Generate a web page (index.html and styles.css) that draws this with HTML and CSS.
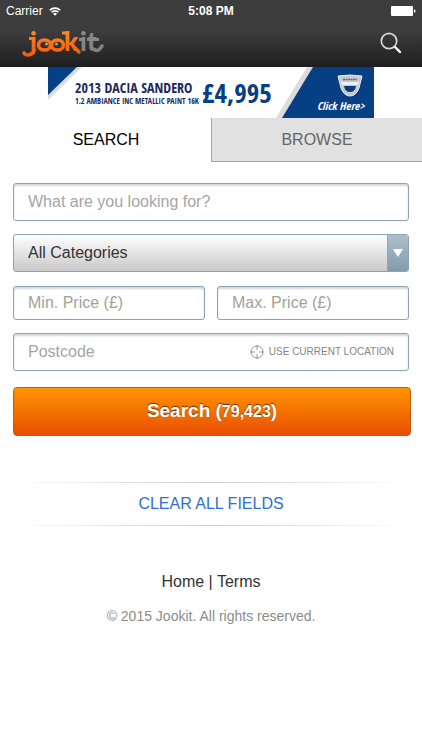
FILE: index.html
```html
<!DOCTYPE html>
<html lang="en">
<head>
<meta charset="utf-8">
<meta name="viewport" content="width=device-width, initial-scale=1">
<title>Jookit</title>
<link rel="stylesheet" href="styles.css">
</head>
<body>
<header class="header">
  <div class="status">
    <div class="carrier">
      <span>Carrier</span>
      <svg class="wifi" viewBox="0 0 12 9" aria-hidden="true">
        <path d="M.7 3.300a7.500 7.500 0 0 1 10.600 0M2.600 5.300a4.800 4.800 0 0 1 6.800 0" fill="none" stroke="#fff" stroke-width="1.600"/>
        <path d="M6 8.800 4 6.800a2.800 2.800 0 0 1 4 0z" fill="#fff"/>
      </svg>
    </div>
    <span class="time">5:08 PM</span>
    <svg class="battery" viewBox="0 0 25 10" aria-hidden="true">
      <rect width="22" height="10" rx="1" fill="#fff"/>
      <path d="M23 3.200q1.600.4 1.600 1.800T23 6.800z" fill="#fff"/>
    </svg>
  </div>
  <div class="bar">
    <a class="logo" href="#" aria-label="Jookit home">
      <svg viewBox="0 0 82 32">
        <defs>
          <linearGradient id="orange" x1="0" y1="4" x2="0" y2="30" gradientUnits="userSpaceOnUse">
            <stop offset="0" stop-color="#ff8a1e"/><stop offset="1" stop-color="#f8560a"/>
          </linearGradient>
          <linearGradient id="grey" x1="0" y1="4" x2="0" y2="26" gradientUnits="userSpaceOnUse">
            <stop offset="0" stop-color="#8c8c8c"/><stop offset="1" stop-color="#808080"/>
          </linearGradient>
        </defs>
        <text class="logo-text" x="8" y="24" fill="url(#orange)">j</text>
        <path d="M12 23q-1 5-6 5-3 0-4-2" fill="none" stroke="url(#orange)" stroke-width="3.600" stroke-linecap="round"/>
        <path d="M7 11.500h5" stroke="url(#orange)" stroke-width="3"/>
        <g fill="none" stroke="url(#orange)" stroke-width="3.600">
          <ellipse cx="22.500" cy="18" rx="6" ry="5"/>
          <ellipse cx="35.500" cy="18" rx="6" ry="5"/>
        </g>
        <circle cx="24.500" cy="17" r="1.600" fill="#ff8522"/>
        <circle cx="34.500" cy="17" r="1.600" fill="#ff8522"/>
        <text class="logo-text" x="42" y="24" fill="url(#orange)">k</text>
        <path d="M40 6h5" stroke="url(#orange)" stroke-width="3"/>
        <path d="m53 21 4 4" stroke="url(#orange)" stroke-width="3.400" stroke-linecap="round"/>
        <text class="logo-text" x="58" y="24" fill="url(#grey)">i</text>
        <text class="logo-text" x="65" y="24" fill="url(#grey)">t</text>
        <path d="M57 12.500h5M65 12.500h12" stroke="url(#grey)" stroke-width="3"/>
        <path d="M70 21q5 6 10-2" fill="none" stroke="url(#grey)" stroke-width="3.400" stroke-linecap="round"/>
      </svg>
    </a>
    <button class="find" type="button" aria-label="Search">
      <svg viewBox="0 0 22 22">
        <circle cx="9" cy="9" r="7.700" fill="none" stroke="#d8d8d8" stroke-width="1.700"/>
        <path d="m14.300 14.300 1.500 1.500" stroke="#d8d8d8" stroke-width="1.700"/>
        <path d="m15.500 15.500 4.500 4.500" stroke="#fff" stroke-width="2.400" stroke-linecap="round"/>
      </svg>
    </button>
  </div>
</header>
<main>
  <a class="ad" href="#" aria-label="Dacia Sandero offer">
    <svg viewBox="0 0 326 51">
      <path d="M0 0h34L0 33z" fill="#dcdcde"/>
      <path d="M0 0h29L0 28z" fill="#063f84"/>
      <path d="M259 0h9l-32 51h-8z" fill="#dcdcde"/>
      <path d="M265 0h61v51h-92z" fill="#063f84"/>
      <text class="ad-title" x="27" y="26">2013 DACIA SANDERO</text>
      <text class="ad-sub" x="27" y="37">1.2 AMBIANCE INC METALLIC PAINT 16K</text>
      <text class="ad-price" x="154" y="36">£4,995</text>
      <path d="M290 9q12-2 24 0l-3 12q-3 8-9 8t-9-8z" fill="#c6c9ce" stroke="#eee" stroke-width="1"/>
      <path d="M293 15h18l-1 3h-16z" fill="#eeeff1"/>
      <path d="M296 19h12q-1 6-6 6t-6-6z" fill="#0c3b76"/>
      <path d="M295 12.500h14" stroke="#646b7a" stroke-width="1.500" stroke-dasharray="2 .5"/>
      <text class="ad-click" x="269" y="43">Click Here&gt;</text>
    </svg>
  </a>
  <nav class="tabs">
    <a class="tab active" href="#">SEARCH</a>
    <a class="tab" href="#">BROWSE</a>
  </nav>
  <form class="form">
    <input class="field" type="text" aria-label="Keywords" placeholder="What are you looking for?">
    <div class="select">
      <select class="field" aria-label="Category"><option>All Categories</option></select>
      <span class="arrow"></span>
    </div>
    <div class="prices">
      <input class="field short" type="text" aria-label="Minimum price" placeholder="Min. Price (£)">
      <input class="field short" type="text" aria-label="Maximum price" placeholder="Max. Price (£)">
    </div>
    <div class="field postcode">
      <input type="text" aria-label="Postcode" placeholder="Postcode">
      <button class="locate" type="button">
        <svg viewBox="0 0 14 14" aria-hidden="true">
          <circle cx="7" cy="7" r="6" fill="none" stroke="#999"/>
          <path d="M7 0v5M7 9v5M0 7h5M9 7h5" stroke="#999"/>
        </svg>
        <span>USE CURRENT LOCATION</span>
      </button>
    </div>
    <button class="submit" type="submit">Search (<span class="count">79,423</span>)</button>
    <button class="clear" type="reset">CLEAR ALL FIELDS</button>
  </form>
</main>
<footer class="footer">
  <div class="links"><a href="#">Home</a> | <a href="#">Terms</a></div>
  <p class="copyright">© 2015 Jookit. All rights reserved.</p>
</footer>
</body>
</html>
```

FILE: styles.css
```css
* {
  box-sizing: border-box;
}

body {
  margin: 0;
  background: #fff;
  color: #333;
  font: 16px/20px "Liberation Sans", Arial, sans-serif;
}

a {
  color: inherit;
  text-decoration: none;
}

button,
input,
select {
  font: inherit;
}

svg {
  display: block;
}

.header {
  background: linear-gradient(#3d3d3d 45%, #1e1e1e);
  color: #fff;
}

.status {
  display: grid;
  grid-template-columns: 1fr auto 1fr;
  align-items: center;
  height: 22px;
  padding: 0 6px;
  font-size: 12px;
}

.carrier {
  display: flex;
  align-items: center;
  gap: 6px;
}

.wifi {
  width: 12px;
  height: 9px;
}

.time {
  font-weight: bold;
}

.battery {
  justify-self: end;
  width: 25px;
  height: 10px;
}

.bar {
  display: flex;
  justify-content: space-between;
  align-items: center;
  height: 45px;
  padding: 0 20px 3px 22px;
}

.logo svg {
  width: 82px;
  height: 32px;
  overflow: visible;
}

.logo-text {
  font: 900 26px Lato, sans-serif;
}

.find {
  padding: 0;
  border: 0;
  background: none;
}

.find svg {
  width: 22px;
  height: 22px;
}

.ad {
  display: block;
  width: 326px;
  margin: 0 auto;
}

.ad text {
  font-family: "Open Sans Condensed", "Liberation Sans Narrow", "Roboto Condensed", sans-serif;
  font-weight: bold;
}

.ad .ad-title {
  fill: #20285c;
  font-size: 14px;
}

.ad .ad-sub {
  fill: #20285c;
  font-size: 8px;
}

.ad .ad-price {
  fill: #063f84;
  font-size: 27px;
}

.ad .ad-click {
  fill: #fff;
  font-size: 11px;
  font-style: italic;
}

.tabs {
  display: grid;
  grid-template-columns: 1fr 1fr;
  height: 44px;
}

.tab {
  display: flex;
  justify-content: center;
  align-items: center;
  border: 1px solid #a5a5a5;
  border-width: 0 0 1px 1px;
  background: #e1e1e1;
  color: #666;
}

.tab.active {
  border-color: transparent;
  background: none;
  color: #000;
}

.form {
  display: flex;
  flex-direction: column;
  gap: 13px;
  padding: 21px 13px 0;
}

.field {
  width: 100%;
  height: 38px;
  padding: 0 14px;
  border: 1px solid #8ba3b5;
  border-radius: 3px;
  background: #fff;
  color: #333;
  box-shadow: inset 0 2px 2px #d4d7dc;
}

.field.short {
  height: 34px;
}

::placeholder {
  color: #a5a5a5;
  opacity: 1;
}

.short::placeholder {
  color: #a3a198;
}

.select {
  position: relative;
}

.select .field {
  display: block;
  appearance: none;
  background: linear-gradient(#fff, #c9c9c9);
  box-shadow: none;
}

.arrow {
  position: absolute;
  inset: 1px 1px 1px auto;
  display: grid;
  place-items: center;
  width: 21px;
  border-left: 1px solid #93a8b6;
  border-radius: 0 2px 2px 0;
  background: linear-gradient(#adbfcb, #829cac);
  pointer-events: none;
}

.arrow::before {
  content: "";
  border: 5px solid transparent;
  border-top: 8px solid #fff;
  border-bottom: 0;
}

.prices {
  display: grid;
  grid-template-columns: 1fr 1fr;
  gap: 12px;
  padding-top: 1px;
}

.postcode {
  display: flex;
  align-items: center;
}

.postcode input {
  flex: 1;
  min-width: 0;
  padding: 0;
  border: 0;
  background: none;
  outline: none;
}

.locate {
  display: flex;
  align-items: center;
  gap: 5px;
  padding: 0;
  border: 0;
  background: none;
  color: #858585;
  font-size: 10px;
}

.locate svg {
  width: 14px;
  height: 14px;
}

.submit {
  height: 49px;
  margin: 3px -2px 0 0;
  border: 1px solid #bd5b1b;
  border-radius: 4px;
  background: linear-gradient(#ff9500, #e84e00);
  color: #fff;
  font-size: 19px;
  font-weight: bold;
  text-shadow: 0 -1px 1px #6b3000;
}

.count {
  font-size: 16px;
}

.clear {
  height: 44px;
  margin-top: 33px;
  padding: 0;
  border: 0;
  background:
    linear-gradient(90deg, transparent, #ccc, transparent) top / 100% 1px no-repeat,
    linear-gradient(90deg, transparent, #ccc, transparent) bottom / 100% 1px no-repeat;
  color: #2f6fd0;
}

.footer {
  padding-top: 46px;
  text-align: center;
}

.copyright {
  margin: 14px 0 0;
  color: #8c8c8c;
  font-size: 14px;
}
```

───

:: What to work on ::
Reply with only the number of lines in the material above where the string "styles" appears.

:: Finished exercise ::
3